On a makeshift stage, which is also prepared for church services, cast members of the Metropolitan Ensemble Theatre rehearse for "Joe Turner's Come and Gone."
Isabella Luu/KCUR 89.3
On a makeshift stage, which is also prepared for church service, cast members of the Metropolitan Ensemble Theatre rehearse for "Joe Turner's Come and Gone.

Just a month after a fire left the historic Warwick Theatre charred and out of commission, the Metropolitan Ensemble Theatre will perform this week in a temporary space while the community rallies to help out.

Rehearsals for the play “Joe Turner’s Come and Gone” ideally take place in a windowless room with carefully programmed lights casting spotlights on actors in the dimly lit space. But as the cast of the Metropolitan Ensemble Theatre prepares for opening night, its scenes are bathed in sunlight.

“It is what it is. We’re still going to make it what we can,” said Terraye Watson, a supporting actor in the upcoming play. “They do say once you limit people, it makes you use different things to come out and do better stuff.”

An airy, luminous place of worship, like this sanctuary in a Westport church, is not a theater troupe’s typical venue of choice for a production of an emotionally wrenching August Wilson play. But when a multi-alarm fire leaves your home theater with smoke and water damage and charred debris, it gets the job done.

An accidentally sparked fire at The Warwick Theatre, 3927 Main St., in the early hours of Feb. 7 burned across three floors. The resident performance group, Metropolitan Ensemble Theatre (MET), was working toward a Feb. 23 opening night performance of “Joe Turner’s Come and Gone.” The show was supposed to run through March 10.

Now, despite losing half their run, the cast and crew are preparing for five performances at Westport Presbyterian Church, 201 Westport Road, March 7 through March 10.

Watson, who fell in love with the stage in high school and college and now acts professionally, said theater people are trained to adapt.

“Just the theater aspects, not all of them are going to be here. Just the spectacle of it, the lights, from the actual set pieces to the furniture to the props,” he said. “We’re still going to make it what we can. We’re just bodies and our sound, that we can do, which we think will make it that much more powerful.”

Shortly after the fire, the cast gathered to discuss if they wanted to go forward. Dominique Lorae, a supporting actress, said the decision was unanimous.

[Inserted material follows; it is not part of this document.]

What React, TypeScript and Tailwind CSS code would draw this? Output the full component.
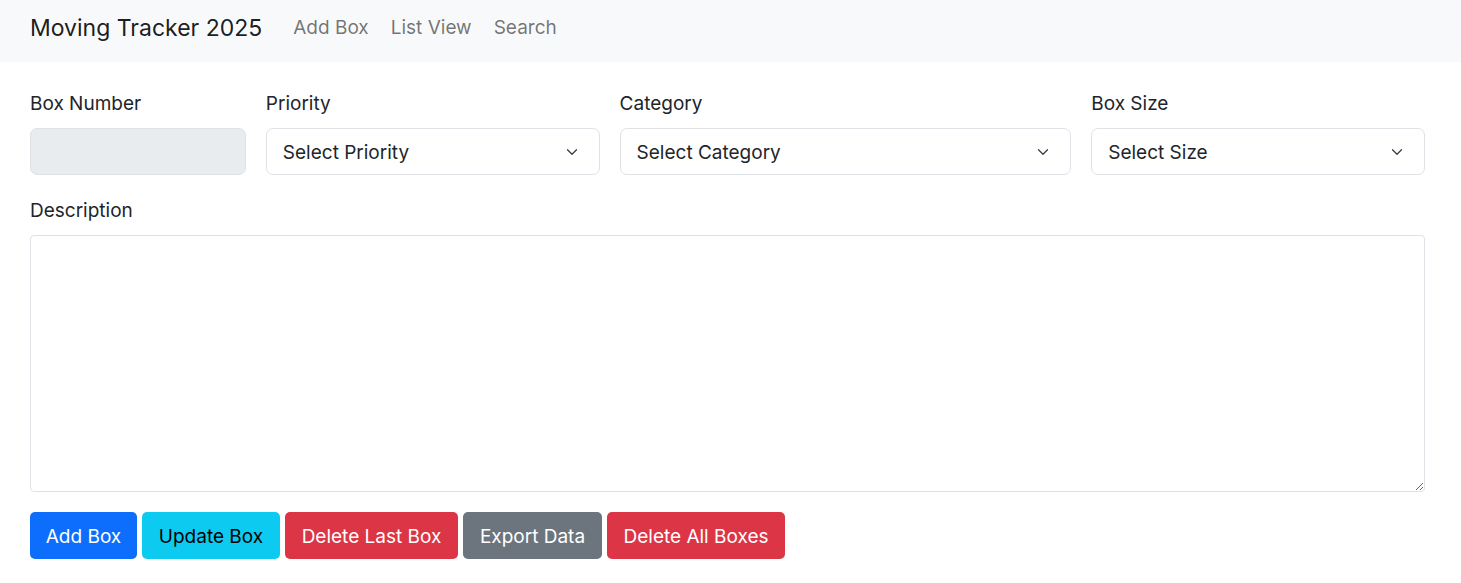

“As actors do, the show must go on,” said Lorae, who has been on the stage for eight years. “We had already had a lot of rehearsal time, we had already put in a lot of character work. So for us, we really wanted to see this come together. We really want our little family and community to present something that’s worthwhile of this time.”

Karen Paisley directs her cast as they prepare for opening night.
Isabella Luu/KCUR 89.3
Karen Paisley directs her cast as they prepare for opening night.

“Joe Turner’s Come and Gone” takes place in a three-story boarding house. A set’s staircases and various levels are essential for showing the close quarters and the eavesdropping that goes on among the characters. Construction on a multi-level set was about to begin at The Warwick before the fire. Now, the cast makes do by shifting the ‘upstairs’ to the left side of the church’s stage.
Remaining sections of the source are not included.